Treating Hepatitis C is expensive and difficult. But an EHR made it much easier to do so for a Baltimore gastroenterology practice.
Most gastroenterologists handle their fair share of patients with Hepatitis C, along with those suffering from less-severe chronic conditions.
Unfortunately, treating the condition is expensive and difficult. As a result, an increasing number of practices - having experienced the reality that payers are often hesitant when it comes to reimbursement and authorization of the appropriate medications - are taking fewer of these patients.
But thanks to its EHR, the gastroenterology practice run by husband-and-wife physician team Jonathan Schreiber and Beverly Kelsey is not among those.
The EHR, which the couple started purchased from Amazing Charts on a trial basis more than two years ago before making a final purchase in January, allows the Baltimore practice do everything from develop protocols that have improved patient outcomes to process insurance claims in such a way that they are less likely to be denied.
And it allows Schreiber and Kelsey to do this for a patient population that is often snubbed by gastroenterologists.
“I think many Hepatitis C patients have sucked a practice dry, where doctors just start seeing them,” says Schreiber. “It’s too labor-intensive. If I spend an hour doing a colonoscopy, it would b e a lot more profitable than treating them for Hepatitis C.”
Specifically, the course of treatment for a single Hepatitis C patient involves nearly a year of weekly treatments (which cost upwards of $80,000), blood work, symptom monitoring, regular communication with the patient, and constant contact with insurance companies for authorizations and to coordinate billing. If that weren’t enough, many of these patients are on medical-assistance programs and suffer from other chronic conditions and health issues, from high cholesterol to HIV.
“What’s happened in recent years is as treatment for Hepatitis C has evolved, it’s also gotten more complex,” says Schreiber.
Before adopting an EHR, treating patients meant hours of paperwork, pulling charts, and going back and forth with payers.
Today, the practice is completely paperless, as every aspect of Hepatitis C treatment is coordinated through the EHR. As a result, Schreiber says he and Kelsey have been able to dramatically increase the volume of needy Hepatitis C patients they see, cut administrative time in half, quickly pull and update charting, and easily monitor patient progress to keep symptoms in check and to document that they are being cured of the disease.
Using an EHR also has curbed denial rates, as every document sent to payers is time-stamped, and medication interactions are checked (so patients who were on Lipitor, a cholesterol medication, and were denied Hepatitis C medication because of interactions, can be taken off Lipitor if necessary).
The EHR also helps the practice stay on top of blood lab reports.

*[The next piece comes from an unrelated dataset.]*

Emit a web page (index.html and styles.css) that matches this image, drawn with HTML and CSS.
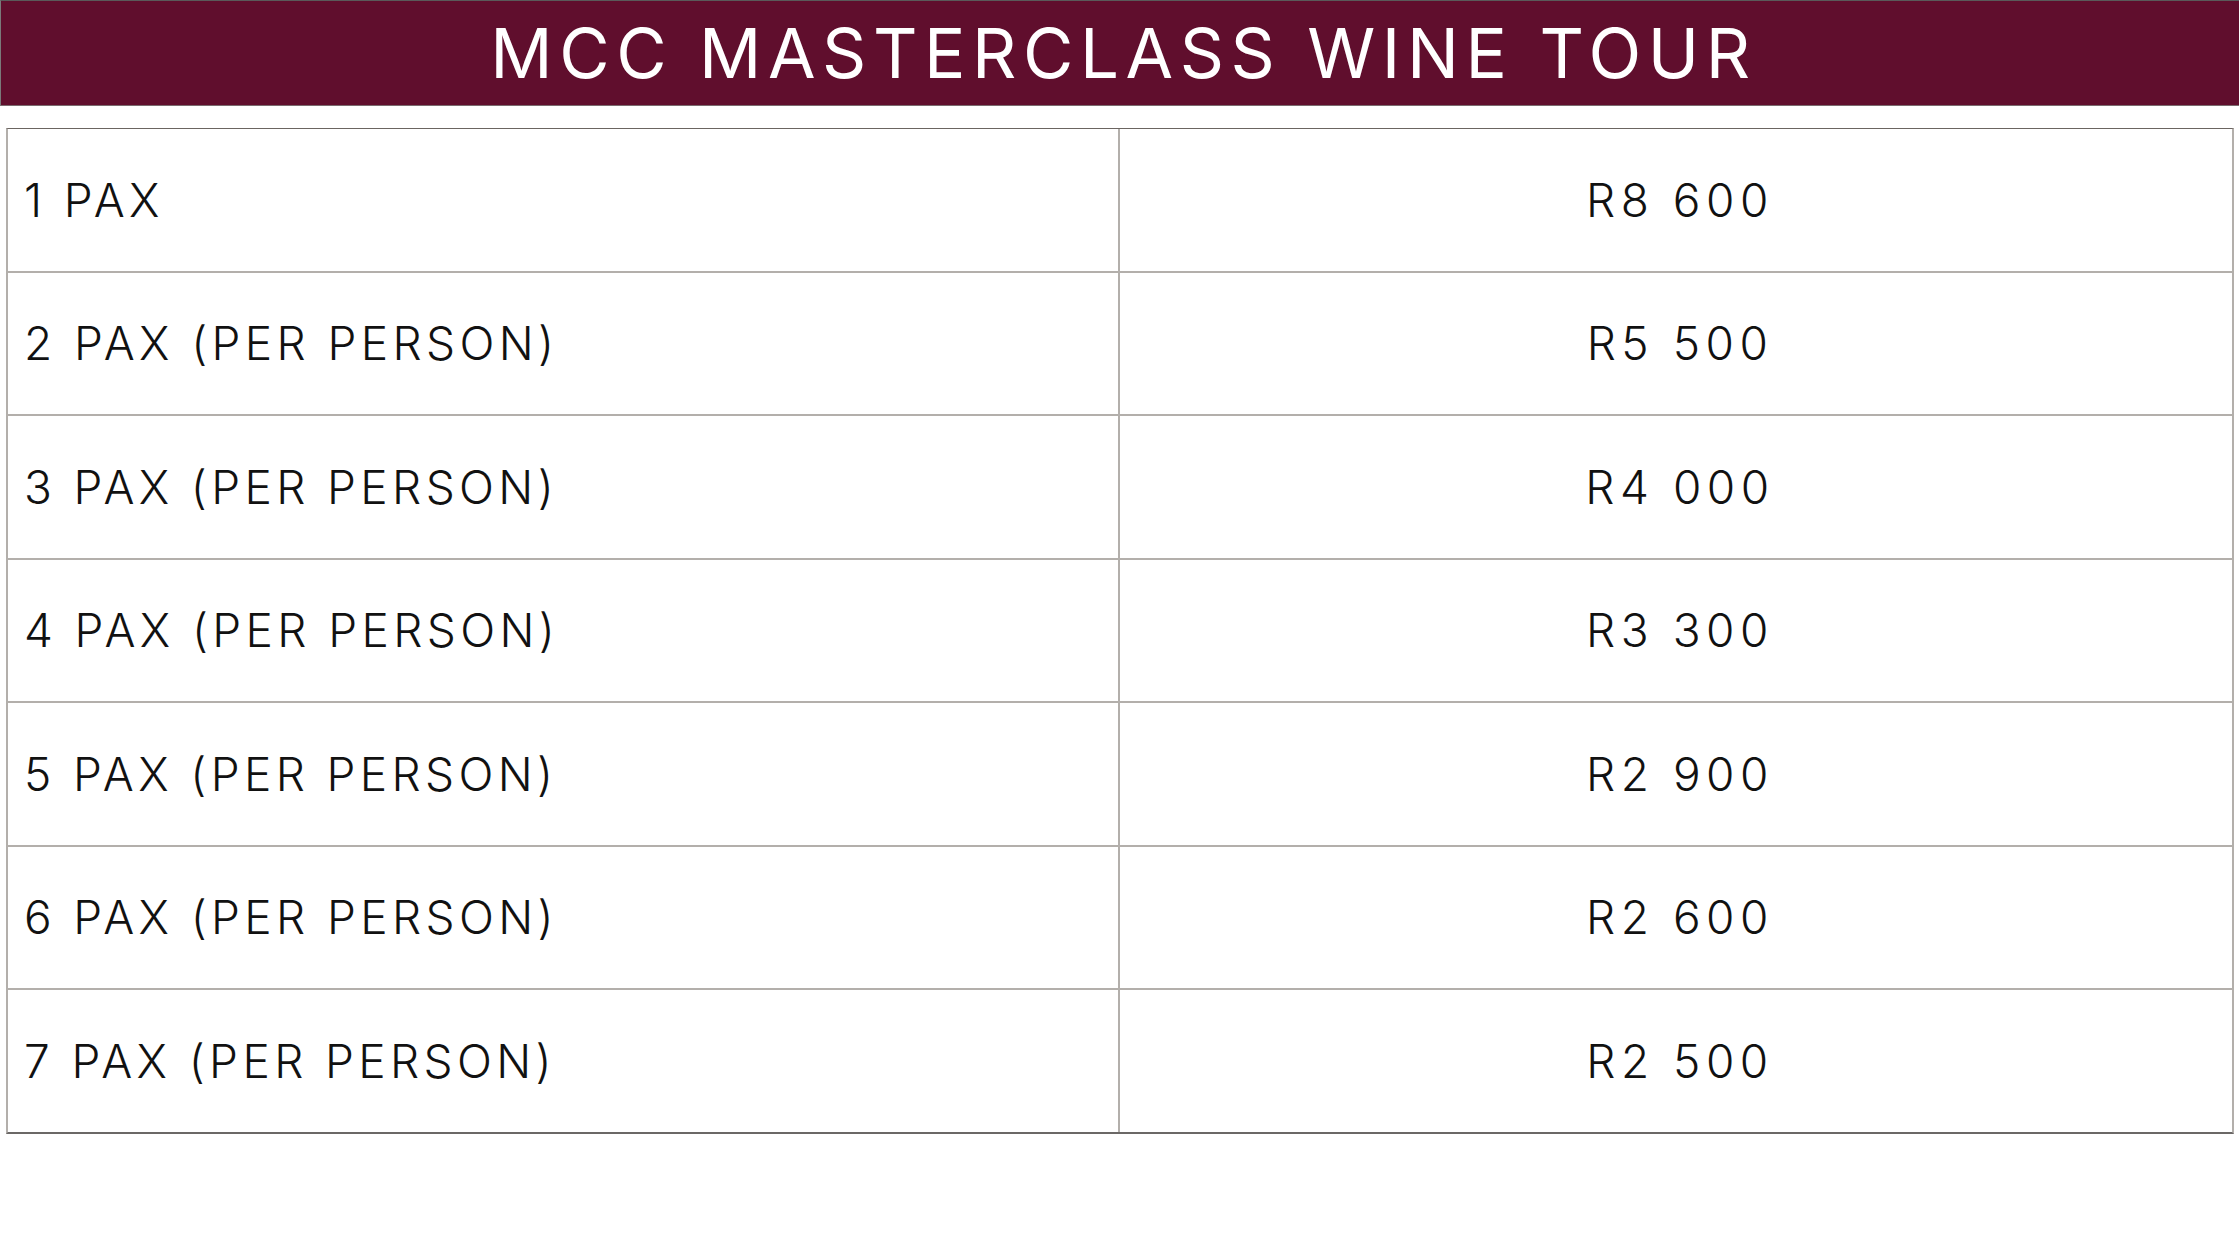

“You have much less of a chance of missing things,” says Kelsey, adding that prescription renewal has gone from a several-minutes-long process to a seconds-long process. “It’s almost seamless because there’s no telephone calls, there’s no pulling the charts.”
In addition, the practice is able to cure more patients of the disease. Currently the patient’s success rate is 70 percent. What’s more, patients are able to see the treatment’s success through a patient portal.
“Patients love seeing that ‘non-detectable’ as much as we do,” says Schreiber. “They want to have that.”